II. The Complaint and The Motion To Strike

The rather convoluted facts alleged in the twenty-nine page complaint are summarized as follows. During his employment with WDC Brandt functioned as a general in-house and patent lawyer for WDC and its affiliate, priceline.com. Walker represented to Brandt and other WDC executives that there would be a plan to reward their work with an equity participation in WDC. In 1999 Brandt was awarded 1 million employee options to purchase WDC shares at $1.00 per share, 250,000 investor options to purchase WDC stock at $20 per share and 25,000 options to purchase WDC shares at $1.00 per share.

On April 25, 2000 Brandt and WDC executed the above-noted letter agreement which established that all of Brandt's options were fully vested as of that date. The agreement also stated that WDC "will arrange for the sale of 250,000 shares of [Brandt's WDC] employee options.
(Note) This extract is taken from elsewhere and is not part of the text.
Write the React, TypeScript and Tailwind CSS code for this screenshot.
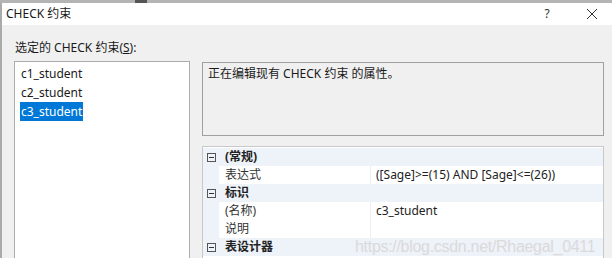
import React from "react";

const font = { fontFamily: '"Segoe UI", "Noto Sans", "Noto Sans CJK SC", sans-serif' };

function Row({ cat, name, value }: { cat?: boolean; name: string; value?: string }) {
  if (cat) {
    return (
      <div className="flex h-[18px] items-center bg-[#eef2f9]">
        <div className="w-[16px] flex justify-center">
          <div className="w-[9px] h-[9px] border border-[#555] flex items-center justify-center">
            <div className="w-[5px] h-px bg-[#333]" />
          </div>
        </div>
        <div className="pl-[6px] font-bold text-[#222]">{name}</div>
      </div>
    );
  }
  return (
    <div className="flex h-[18px] items-center">
      <div className="w-[16px] self-stretch bg-[#eef2f9]" />
      <div className="w-[152px] self-stretch flex items-center pl-[6px] bg-white border-r border-[#eee] text-[#333]">{name}</div>
      <div className="flex-1 self-stretch flex items-center pl-[5px] bg-white text-[#222]">{value}</div>
    </div>
  );
}

export default function App() {
  return (
    <div className="w-[612px] h-[258px] overflow-hidden bg-[#f0f0f0] text-[12px] text-[#1a1a1a] flex flex-col relative" style={font}>
      <div className="h-[3px] bg-[#b4b4b4] flex">
        <div className="w-[135px]" />
        <div className="w-[12px] bg-[#555]" />
      </div>
      <div className="h-[22px] bg-white flex items-center pl-[4px] pr-[14px] border-l-2 border-[#aaa]">
        <div className="flex-1 text-[12px]">CHECK 约束</div>
        <div className="w-[14px] text-center text-[#333] mr-[32px]">?</div>
        <svg width="12" height="12" viewBox="0 0 12 12">
          <path d="M1 1 L11 11 M11 1 L1 11" stroke="#333" strokeWidth="1" />
        </svg>
      </div>
      <div className="flex-1 flex flex-col border-l-2 border-[#aaa] pl-[12px] pr-[8px]">
        <div className="h-[36px] flex items-end pb-[4px] pl-[1px]">
          <span>选定的 CHECK 约束(<span className="underline">S</span>):</span>
        </div>
        <div className="flex-1 flex gap-[12px]">
          <div className="w-[176px] bg-white border border-[#acacac] border-b-0 pt-[2px] pl-[5px] flex flex-col items-start">
            <div className="h-[19px] flex items-center px-[1px]">c1_student</div>
            <div className="h-[19px] flex items-center px-[1px]">c2_student</div>
            <div className="h-[19px] flex items-center px-[1px] bg-[#0078d7] text-white">c3_student</div>
          </div>
          <div className="flex-1 flex flex-col">
            <div className="h-[74px] mt-[1px] border border-[#a0a0a0] pl-[5px] pt-[2px]">正在编辑现有 CHECK 约束 的属性。</div>
            <div className="flex-1 mt-[10px] border border-[#c8c8c8] border-b-0 bg-white flex flex-col pt-px">
              <Row cat name="(常规)" />
              <Row name="表达式" value="([Sage]>=(15) AND [Sage]<=(26))" />
              <Row cat name="标识" />
              <Row name="(名称)" value="c3_student" />
              <Row name="说明" />
              <Row cat name="表设计器" />
            </div>
          </div>
        </div>
      </div>
      <div className="absolute left-[355px] top-[235px] text-[16px] text-[#dadada] tracking-[-0.3px]" style={{ fontFamily: '"Liberation Sans", Arial, sans-serif' }}>
        https://blog.csdn.net/Rhaegal_0411
      </div>
    </div>
  );
}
This sale is to be consummated no later than the next third party financing round, expected to close by June 30, 2000." The sale price would be at the highest price of shares sold in that financing, but no less than $10.00 per share.

Between November 1999 and April 2000 WDLLC had two separate financings selling shares at $7.00 and $10.00 per share, and WDC's ownership of WDLLC fell to 79%. In November 2000, an investor in WDLLC extended $3 million in financing to WDLLC which Brandt contends was the "next third party financing." Neither Walker, WDC nor WDLLC did anything about arranging for the purchase of Brandt's option during or after this $3 million transaction.
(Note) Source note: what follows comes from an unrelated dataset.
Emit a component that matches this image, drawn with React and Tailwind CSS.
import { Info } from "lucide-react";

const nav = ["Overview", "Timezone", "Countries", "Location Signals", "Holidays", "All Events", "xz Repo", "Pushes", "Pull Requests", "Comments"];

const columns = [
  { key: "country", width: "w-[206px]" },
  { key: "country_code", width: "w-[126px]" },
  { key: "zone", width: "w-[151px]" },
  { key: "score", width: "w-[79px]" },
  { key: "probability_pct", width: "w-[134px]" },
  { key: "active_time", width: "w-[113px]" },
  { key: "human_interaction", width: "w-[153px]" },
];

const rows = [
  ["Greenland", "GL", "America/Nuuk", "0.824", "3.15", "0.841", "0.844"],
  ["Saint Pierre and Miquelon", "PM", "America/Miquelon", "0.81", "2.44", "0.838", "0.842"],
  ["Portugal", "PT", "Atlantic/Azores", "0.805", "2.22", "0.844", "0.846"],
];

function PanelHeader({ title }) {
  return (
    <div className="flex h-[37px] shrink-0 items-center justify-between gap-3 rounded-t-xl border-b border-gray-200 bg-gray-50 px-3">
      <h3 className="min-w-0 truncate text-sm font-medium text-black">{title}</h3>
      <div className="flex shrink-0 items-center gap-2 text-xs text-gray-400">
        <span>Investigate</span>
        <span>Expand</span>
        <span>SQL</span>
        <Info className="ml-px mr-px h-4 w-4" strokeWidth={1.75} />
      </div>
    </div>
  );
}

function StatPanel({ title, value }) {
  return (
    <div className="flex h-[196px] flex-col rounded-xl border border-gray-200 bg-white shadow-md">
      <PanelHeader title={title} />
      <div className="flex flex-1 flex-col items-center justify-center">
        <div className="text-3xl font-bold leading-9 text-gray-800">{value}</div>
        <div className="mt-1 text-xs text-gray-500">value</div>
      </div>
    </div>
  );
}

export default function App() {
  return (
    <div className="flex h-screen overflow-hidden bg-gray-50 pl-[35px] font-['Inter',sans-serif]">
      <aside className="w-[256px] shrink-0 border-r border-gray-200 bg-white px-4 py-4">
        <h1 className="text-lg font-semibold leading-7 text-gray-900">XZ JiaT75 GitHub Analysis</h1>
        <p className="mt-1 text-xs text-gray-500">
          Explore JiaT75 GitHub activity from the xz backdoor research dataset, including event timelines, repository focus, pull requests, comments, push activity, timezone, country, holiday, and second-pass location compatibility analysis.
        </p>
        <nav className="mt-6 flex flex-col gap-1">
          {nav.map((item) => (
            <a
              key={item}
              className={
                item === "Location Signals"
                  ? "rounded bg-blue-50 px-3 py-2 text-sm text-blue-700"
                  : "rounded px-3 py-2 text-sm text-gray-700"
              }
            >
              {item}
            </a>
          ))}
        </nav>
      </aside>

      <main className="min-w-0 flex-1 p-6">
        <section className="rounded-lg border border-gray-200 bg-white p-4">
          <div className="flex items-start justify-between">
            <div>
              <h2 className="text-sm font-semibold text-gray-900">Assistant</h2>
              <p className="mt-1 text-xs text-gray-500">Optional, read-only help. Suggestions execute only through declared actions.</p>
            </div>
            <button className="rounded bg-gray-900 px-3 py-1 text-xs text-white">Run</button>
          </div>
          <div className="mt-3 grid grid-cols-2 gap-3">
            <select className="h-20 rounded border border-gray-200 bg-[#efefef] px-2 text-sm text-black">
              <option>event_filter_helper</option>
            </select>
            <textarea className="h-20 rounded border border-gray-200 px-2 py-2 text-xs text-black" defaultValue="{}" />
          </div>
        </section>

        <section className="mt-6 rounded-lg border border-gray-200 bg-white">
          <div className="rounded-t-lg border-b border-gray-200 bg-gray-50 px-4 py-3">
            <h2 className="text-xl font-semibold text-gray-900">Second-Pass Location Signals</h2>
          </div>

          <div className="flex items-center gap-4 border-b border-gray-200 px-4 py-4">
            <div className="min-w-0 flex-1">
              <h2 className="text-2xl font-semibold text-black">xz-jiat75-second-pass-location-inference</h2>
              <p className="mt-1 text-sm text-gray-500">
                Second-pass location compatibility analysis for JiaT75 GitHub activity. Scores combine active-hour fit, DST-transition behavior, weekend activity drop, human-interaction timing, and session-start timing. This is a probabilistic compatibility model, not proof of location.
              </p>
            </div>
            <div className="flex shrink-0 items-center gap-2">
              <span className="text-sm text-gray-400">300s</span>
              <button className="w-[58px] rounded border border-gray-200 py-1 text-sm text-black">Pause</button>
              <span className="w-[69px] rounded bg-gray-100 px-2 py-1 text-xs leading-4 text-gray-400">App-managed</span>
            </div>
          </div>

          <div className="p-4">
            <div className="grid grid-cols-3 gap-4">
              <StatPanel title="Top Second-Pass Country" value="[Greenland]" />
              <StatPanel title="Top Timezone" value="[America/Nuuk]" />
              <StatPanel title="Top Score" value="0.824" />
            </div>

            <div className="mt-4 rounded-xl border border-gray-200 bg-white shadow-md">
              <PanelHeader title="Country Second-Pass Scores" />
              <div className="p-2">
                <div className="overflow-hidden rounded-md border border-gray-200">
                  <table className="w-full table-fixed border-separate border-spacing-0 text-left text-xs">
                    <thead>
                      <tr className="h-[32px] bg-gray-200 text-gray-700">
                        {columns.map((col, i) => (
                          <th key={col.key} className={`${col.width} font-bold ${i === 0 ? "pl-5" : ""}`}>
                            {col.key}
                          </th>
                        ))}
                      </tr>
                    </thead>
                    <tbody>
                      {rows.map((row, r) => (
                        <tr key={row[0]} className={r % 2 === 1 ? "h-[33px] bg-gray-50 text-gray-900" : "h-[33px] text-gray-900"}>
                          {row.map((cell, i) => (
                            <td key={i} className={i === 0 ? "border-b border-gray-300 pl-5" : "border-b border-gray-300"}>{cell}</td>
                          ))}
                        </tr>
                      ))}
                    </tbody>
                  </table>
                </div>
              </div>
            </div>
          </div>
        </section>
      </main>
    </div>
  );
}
In 2001 it is alleged that WDC and the defendants Walker and WDLLC promulgated a refinancing and reorganization plan which essentially rendered WDC worthless while cancelling WDLLC's debt to WDC of over $40 million. The defendants subsequently dissolved WDC at the end of 2001, and Brandt's options were worthless.

The Brandt complaint alleges against both defendants a prima facie tort, fraudulent conveyance, tortious interference, a violation of the Connecticut Unfair Trade Practices Act, General Statutes § 42-110a et seq. (CUTPA) contract breach, unjust enrichment, wrongful withholding of compensation in violation of General Statutes § 31-72, and statutory theft pursuant to General Statutes § 52-564. A claim for breach of fiduciary duty is alleged against Walker alone.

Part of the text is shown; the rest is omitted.